Ainda nos cruzámos com uma vigilante que, do cimo da sua torre, nos
cumprimentou e iniciámos uma descida vertiginosa até Gois, de que só
me lembro de uma zona onde o piso estava coberto de algo
avermelhado. Mais tarde, entre Gois e a Lousã, pude verificar que se
tratavam das vagens secas das sementes das acácias. São milhões os
pequenos grãos pretos que ficam a cobrir as bermas da estrada entre
estas duas localidades, depois das vagens voarem com o vento.
Em Gois fizemos uma paragem numa esplanada à beira do rio Ceira.

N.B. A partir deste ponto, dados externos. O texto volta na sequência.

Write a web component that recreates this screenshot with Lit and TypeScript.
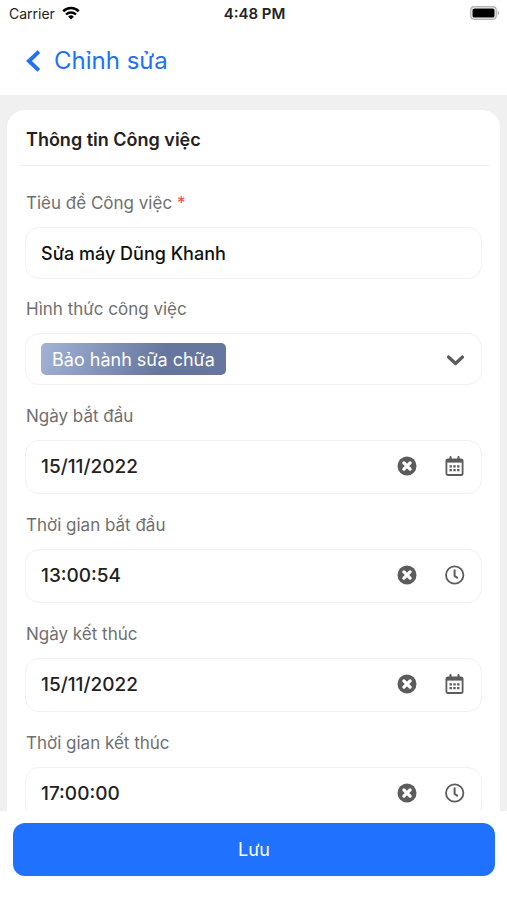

Ainda não eram três da tarde e a "impressão" no joelho do Nuno não
passava disso mesmo, uma impressão. A partir daqui e quase sem
darmos conta, foi quase um contra-relógio até Leiria. Sempre por
alcatrão chegámos à Lousã, onde fizemos nova paragem para mais um
gelado. Miranda do Corvo ficava logo à frente e ao seguirmos o rio
Dueça ou Corvo, sem subir e num piso a pedir roda fina, passámos
Penela quase sem dar conta. Chegámos à zona do Sicó que nos convidou
a deixar o asfalto e percorrer alguns quilómetros de terra até perto
de Lagarteira.
Com Ansião logo ali à frente ficou claro que este dia terminaria em
Leiria e seria o último desta aventura. Jantámos cedo em Ansião e
eram oito horas quando nos pusemos de novo ao caminho. Ainda fizemos
um bocado de terra antes de Santiais onde já chegámos de noite.
Albergaria-dos-Doze, Memória e Caranguejeira foram sendo alcançadas
uma a uma, até que em Leiria, frente ao ferro-velho nos separámos.
Cheguei a casa por volta das onze da noite ainda incrédulo com a
etapa que tínhamos feito neste dia.
No final fizemos cerca de 510 quilómetros e 5700 m de desnível
acumulado, nada mau!
Para o ano quero repetir, hajam compreensão familiar, pernas e
companhia.
E tu? Do que é que estás à espera?
2 comentários:
Boa... Parece que da próxima vamos juntos.
FO
Tem que ser reconstruida e reactivada o caminho de ferro dessa bonita linha de Vouga!